## DATASET ENTRIES
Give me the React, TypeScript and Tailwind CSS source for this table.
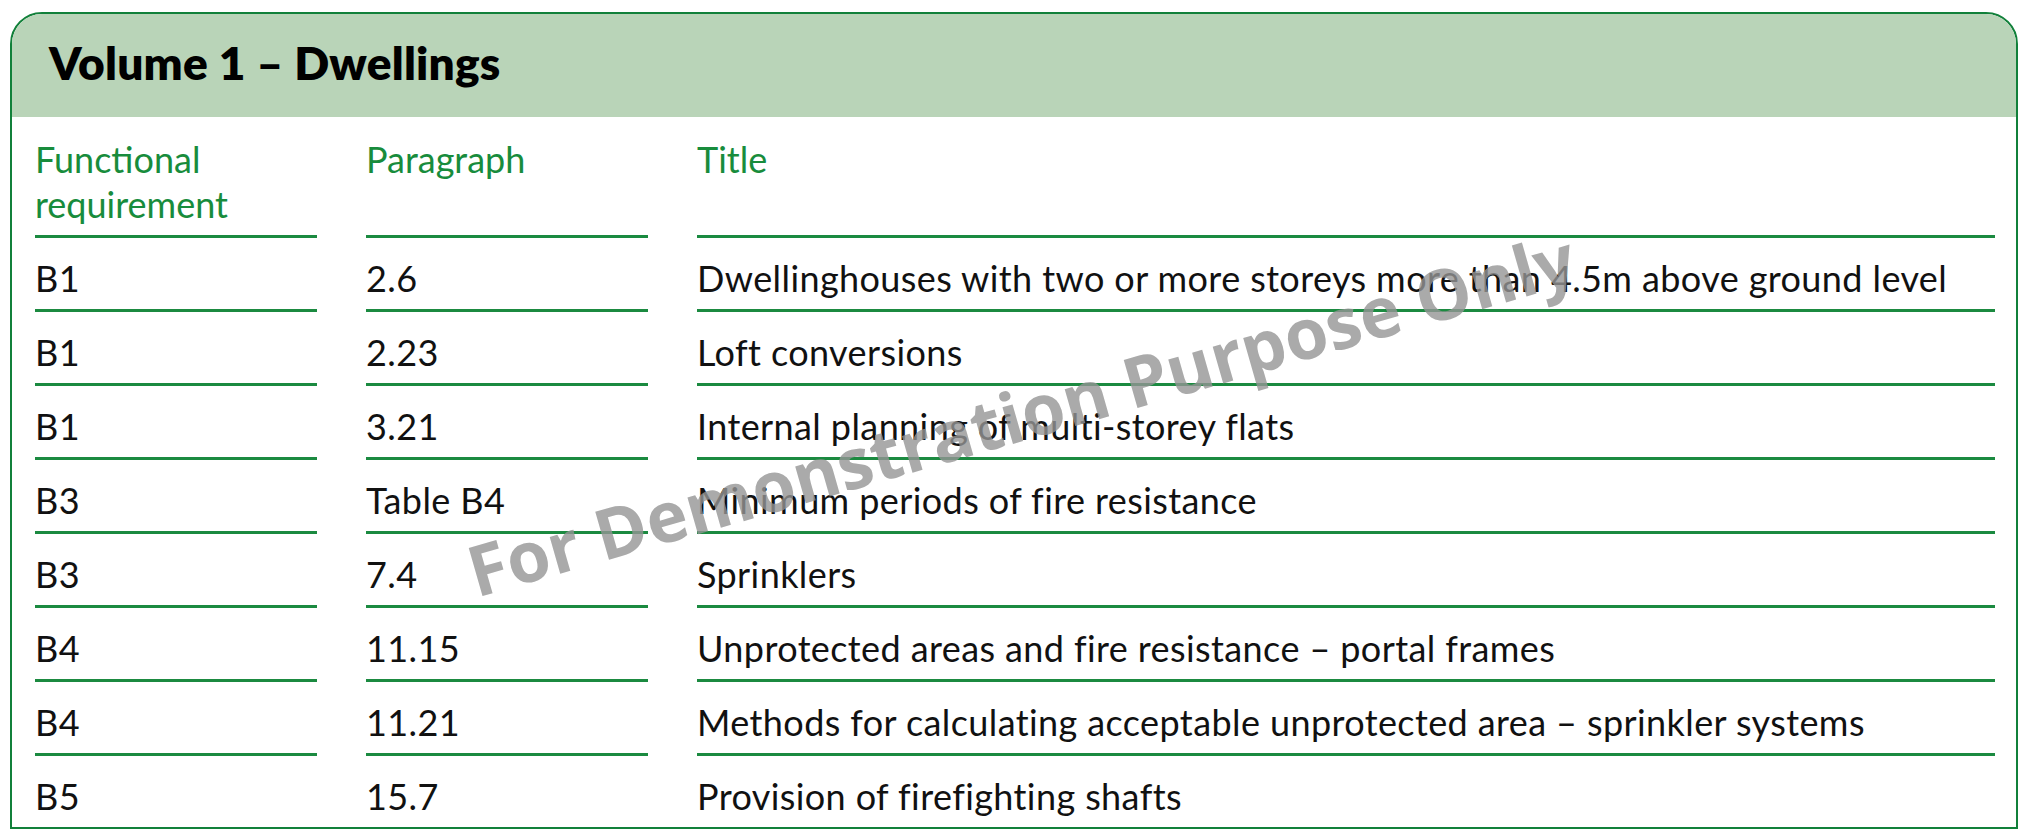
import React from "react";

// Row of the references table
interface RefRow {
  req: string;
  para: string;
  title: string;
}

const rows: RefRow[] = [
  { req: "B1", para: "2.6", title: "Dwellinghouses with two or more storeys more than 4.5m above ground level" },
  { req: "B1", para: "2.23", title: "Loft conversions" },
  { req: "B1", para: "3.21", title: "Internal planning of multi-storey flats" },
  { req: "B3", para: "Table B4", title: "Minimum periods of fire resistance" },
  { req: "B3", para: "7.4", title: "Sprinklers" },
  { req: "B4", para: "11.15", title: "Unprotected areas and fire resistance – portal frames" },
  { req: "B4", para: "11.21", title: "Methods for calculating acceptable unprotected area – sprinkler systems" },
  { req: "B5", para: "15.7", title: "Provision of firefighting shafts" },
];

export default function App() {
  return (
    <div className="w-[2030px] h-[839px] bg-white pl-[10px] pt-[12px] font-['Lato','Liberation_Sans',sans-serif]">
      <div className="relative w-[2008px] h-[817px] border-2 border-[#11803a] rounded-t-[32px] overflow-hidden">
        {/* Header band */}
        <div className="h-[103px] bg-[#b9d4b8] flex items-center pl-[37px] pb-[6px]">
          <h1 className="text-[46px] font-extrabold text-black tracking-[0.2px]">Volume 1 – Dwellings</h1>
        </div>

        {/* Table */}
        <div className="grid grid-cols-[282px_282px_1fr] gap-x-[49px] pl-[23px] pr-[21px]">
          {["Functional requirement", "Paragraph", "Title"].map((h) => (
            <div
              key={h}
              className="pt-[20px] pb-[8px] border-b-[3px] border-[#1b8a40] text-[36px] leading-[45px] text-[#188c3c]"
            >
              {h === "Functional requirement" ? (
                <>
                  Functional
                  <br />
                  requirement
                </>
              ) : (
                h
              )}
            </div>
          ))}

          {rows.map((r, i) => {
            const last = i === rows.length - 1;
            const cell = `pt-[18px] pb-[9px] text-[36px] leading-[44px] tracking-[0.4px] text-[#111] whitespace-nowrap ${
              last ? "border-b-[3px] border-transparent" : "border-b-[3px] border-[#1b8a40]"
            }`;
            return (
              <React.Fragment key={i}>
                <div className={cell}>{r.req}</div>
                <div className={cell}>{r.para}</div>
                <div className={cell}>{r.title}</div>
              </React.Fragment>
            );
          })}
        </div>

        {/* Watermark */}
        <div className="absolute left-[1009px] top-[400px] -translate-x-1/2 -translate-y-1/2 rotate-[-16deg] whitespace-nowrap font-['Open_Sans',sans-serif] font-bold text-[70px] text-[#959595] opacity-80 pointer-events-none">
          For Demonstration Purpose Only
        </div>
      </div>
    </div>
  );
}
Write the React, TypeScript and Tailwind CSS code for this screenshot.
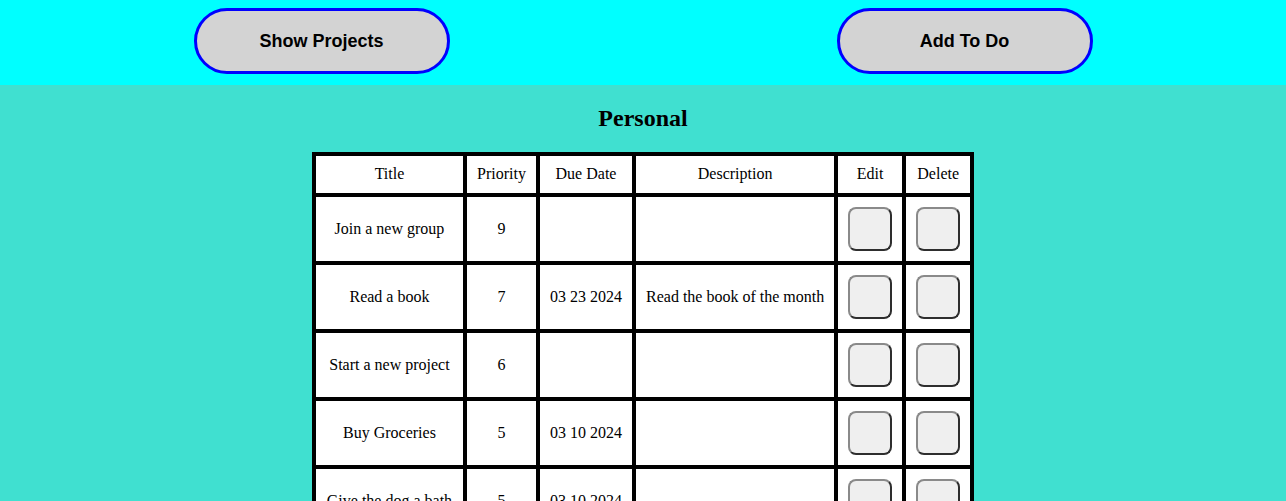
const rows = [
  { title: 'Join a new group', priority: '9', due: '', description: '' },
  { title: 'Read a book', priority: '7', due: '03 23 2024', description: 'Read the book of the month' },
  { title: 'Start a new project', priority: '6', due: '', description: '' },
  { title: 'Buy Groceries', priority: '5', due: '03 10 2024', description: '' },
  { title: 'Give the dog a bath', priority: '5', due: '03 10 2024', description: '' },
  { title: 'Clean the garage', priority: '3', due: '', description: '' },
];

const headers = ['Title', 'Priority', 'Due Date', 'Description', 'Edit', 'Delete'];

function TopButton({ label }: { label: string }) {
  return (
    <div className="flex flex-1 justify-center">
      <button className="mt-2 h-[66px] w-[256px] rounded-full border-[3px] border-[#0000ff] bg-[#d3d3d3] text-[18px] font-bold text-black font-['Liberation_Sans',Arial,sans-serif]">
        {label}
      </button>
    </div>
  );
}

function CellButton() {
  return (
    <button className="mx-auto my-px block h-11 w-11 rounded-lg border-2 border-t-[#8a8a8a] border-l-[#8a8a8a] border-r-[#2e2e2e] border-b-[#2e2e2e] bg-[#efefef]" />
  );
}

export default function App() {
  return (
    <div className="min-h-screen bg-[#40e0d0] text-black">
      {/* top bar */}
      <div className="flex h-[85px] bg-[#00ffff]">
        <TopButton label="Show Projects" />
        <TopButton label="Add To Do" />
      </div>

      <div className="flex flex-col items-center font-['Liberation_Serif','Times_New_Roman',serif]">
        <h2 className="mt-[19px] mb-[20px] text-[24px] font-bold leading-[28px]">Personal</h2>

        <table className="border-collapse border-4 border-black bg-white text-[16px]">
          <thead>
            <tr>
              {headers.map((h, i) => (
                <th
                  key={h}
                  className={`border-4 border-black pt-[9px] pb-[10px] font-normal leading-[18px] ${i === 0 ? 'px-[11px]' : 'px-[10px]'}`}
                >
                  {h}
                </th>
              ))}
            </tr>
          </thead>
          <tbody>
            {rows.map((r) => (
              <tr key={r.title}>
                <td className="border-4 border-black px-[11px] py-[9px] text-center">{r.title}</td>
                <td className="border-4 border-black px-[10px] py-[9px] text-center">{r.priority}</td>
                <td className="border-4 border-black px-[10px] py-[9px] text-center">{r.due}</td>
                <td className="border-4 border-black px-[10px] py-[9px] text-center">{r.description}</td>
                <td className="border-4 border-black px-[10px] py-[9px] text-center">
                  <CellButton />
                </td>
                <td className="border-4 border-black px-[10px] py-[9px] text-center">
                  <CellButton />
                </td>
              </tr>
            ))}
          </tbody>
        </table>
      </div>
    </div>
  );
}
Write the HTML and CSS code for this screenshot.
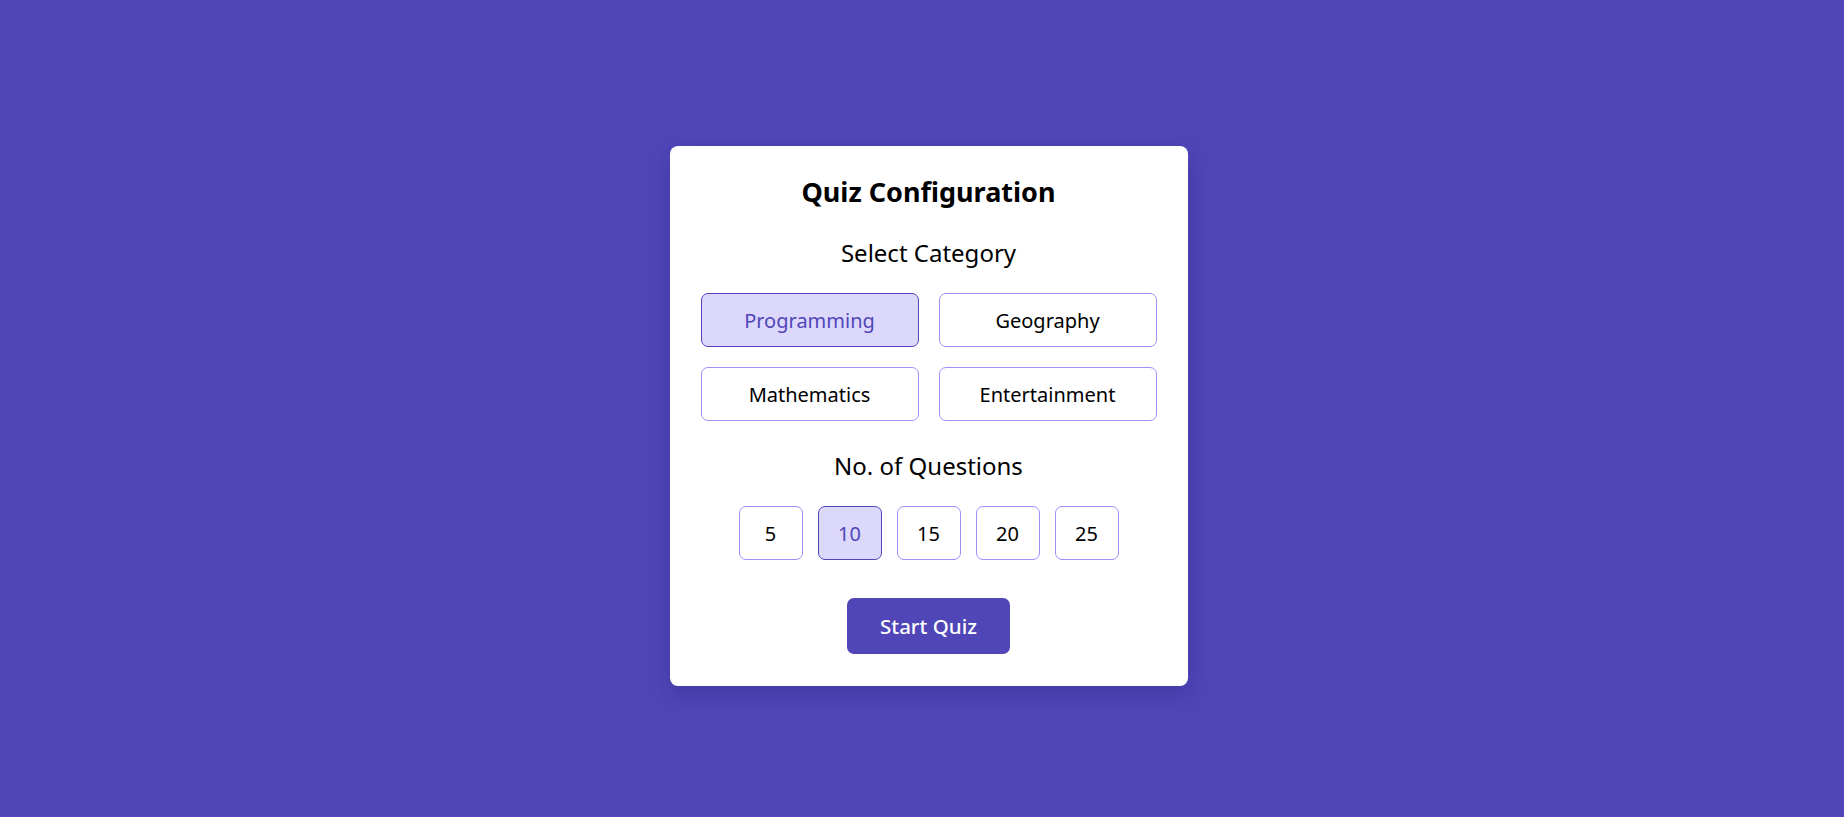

## TASK DESCRIPTION
Copy the listing exactly. Any image in it stays out of the copy.

## RESPONSE TO THIS EXERCISE
Give me the React, TypeScript and Tailwind CSS source for this table.
import React from "react";

// Row of the references table
interface RefRow {
  req: string;
  para: string;
  title: string;
}

const rows: RefRow[] = [
  { req: "B1", para: "2.6", title: "Dwellinghouses with two or more storeys more than 4.5m above ground level" },
  { req: "B1", para: "2.23", title: "Loft conversions" },
  { req: "B1", para: "3.21", title: "Internal planning of multi-storey flats" },
  { req: "B3", para: "Table B4", title: "Minimum periods of fire resistance" },
  { req: "B3", para: "7.4", title: "Sprinklers" },
  { req: "B4", para: "11.15", title: "Unprotected areas and fire resistance – portal frames" },
  { req: "B4", para: "11.21", title: "Methods for calculating acceptable unprotected area – sprinkler systems" },
  { req: "B5", para: "15.7", title: "Provision of firefighting shafts" },
];

export default function App() {
  return (
    <div className="w-[2030px] h-[839px] bg-white pl-[10px] pt-[12px] font-['Lato','Liberation_Sans',sans-serif]">
      <div className="relative w-[2008px] h-[817px] border-2 border-[#11803a] rounded-t-[32px] overflow-hidden">
        {/* Header band */}
        <div className="h-[103px] bg-[#b9d4b8] flex items-center pl-[37px] pb-[6px]">
          <h1 className="text-[46px] font-extrabold text-black tracking-[0.2px]">Volume 1 – Dwellings</h1>
        </div>

        {/* Table */}
        <div className="grid grid-cols-[282px_282px_1fr] gap-x-[49px] pl-[23px] pr-[21px]">
          {["Functional requirement", "Paragraph", "Title"].map((h) => (
            <div
              key={h}
              className="pt-[20px] pb-[8px] border-b-[3px] border-[#1b8a40] text-[36px] leading-[45px] text-[#188c3c]"
            >
              {h === "Functional requirement" ? (
                <>
                  Functional
                  <br />
                  requirement
                </>
              ) : (
                h
              )}
            </div>
          ))}

          {rows.map((r, i) => {
            const last = i === rows.length - 1;
            const cell = `pt-[18px] pb-[9px] text-[36px] leading-[44px] tracking-[0.4px] text-[#111] whitespace-nowrap ${
              last ? "border-b-[3px] border-transparent" : "border-b-[3px] border-[#1b8a40]"
            }`;
            return (
              <React.Fragment key={i}>
                <div className={cell}>{r.req}</div>
                <div className={cell}>{r.para}</div>
                <div className={cell}>{r.title}</div>
              </React.Fragment>
            );
          })}
        </div>

        {/* Watermark */}
        <div className="absolute left-[1009px] top-[400px] -translate-x-1/2 -translate-y-1/2 rotate-[-16deg] whitespace-nowrap font-['Open_Sans',sans-serif] font-bold text-[70px] text-[#959595] opacity-80 pointer-events-none">
          For Demonstration Purpose Only
        </div>
      </div>
    </div>
  );
}
Write the React, TypeScript and Tailwind CSS code for this screenshot.
const rows = [
  { title: 'Join a new group', priority: '9', due: '', description: '' },
  { title: 'Read a book', priority: '7', due: '03 23 2024', description: 'Read the book of the month' },
  { title: 'Start a new project', priority: '6', due: '', description: '' },
  { title: 'Buy Groceries', priority: '5', due: '03 10 2024', description: '' },
  { title: 'Give the dog a bath', priority: '5', due: '03 10 2024', description: '' },
  { title: 'Clean the garage', priority: '3', due: '', description: '' },
];

const headers = ['Title', 'Priority', 'Due Date', 'Description', 'Edit', 'Delete'];

function TopButton({ label }: { label: string }) {
  return (
    <div className="flex flex-1 justify-center">
      <button className="mt-2 h-[66px] w-[256px] rounded-full border-[3px] border-[#0000ff] bg-[#d3d3d3] text-[18px] font-bold text-black font-['Liberation_Sans',Arial,sans-serif]">
        {label}
      </button>
    </div>
  );
}

function CellButton() {
  return (
    <button className="mx-auto my-px block h-11 w-11 rounded-lg border-2 border-t-[#8a8a8a] border-l-[#8a8a8a] border-r-[#2e2e2e] border-b-[#2e2e2e] bg-[#efefef]" />
  );
}

export default function App() {
  return (
    <div className="min-h-screen bg-[#40e0d0] text-black">
      {/* top bar */}
      <div className="flex h-[85px] bg-[#00ffff]">
        <TopButton label="Show Projects" />
        <TopButton label="Add To Do" />
      </div>

      <div className="flex flex-col items-center font-['Liberation_Serif','Times_New_Roman',serif]">
        <h2 className="mt-[19px] mb-[20px] text-[24px] font-bold leading-[28px]">Personal</h2>

        <table className="border-collapse border-4 border-black bg-white text-[16px]">
          <thead>
            <tr>
              {headers.map((h, i) => (
                <th
                  key={h}
                  className={`border-4 border-black pt-[9px] pb-[10px] font-normal leading-[18px] ${i === 0 ? 'px-[11px]' : 'px-[10px]'}`}
                >
                  {h}
                </th>
              ))}
            </tr>
          </thead>
          <tbody>
            {rows.map((r) => (
              <tr key={r.title}>
                <td className="border-4 border-black px-[11px] py-[9px] text-center">{r.title}</td>
                <td className="border-4 border-black px-[10px] py-[9px] text-center">{r.priority}</td>
                <td className="border-4 border-black px-[10px] py-[9px] text-center">{r.due}</td>
                <td className="border-4 border-black px-[10px] py-[9px] text-center">{r.description}</td>
                <td className="border-4 border-black px-[10px] py-[9px] text-center">
                  <CellButton />
                </td>
                <td className="border-4 border-black px-[10px] py-[9px] text-center">
                  <CellButton />
                </td>
              </tr>
            ))}
          </tbody>
        </table>
      </div>
    </div>
  );
}
Write the HTML and CSS code for this screenshot.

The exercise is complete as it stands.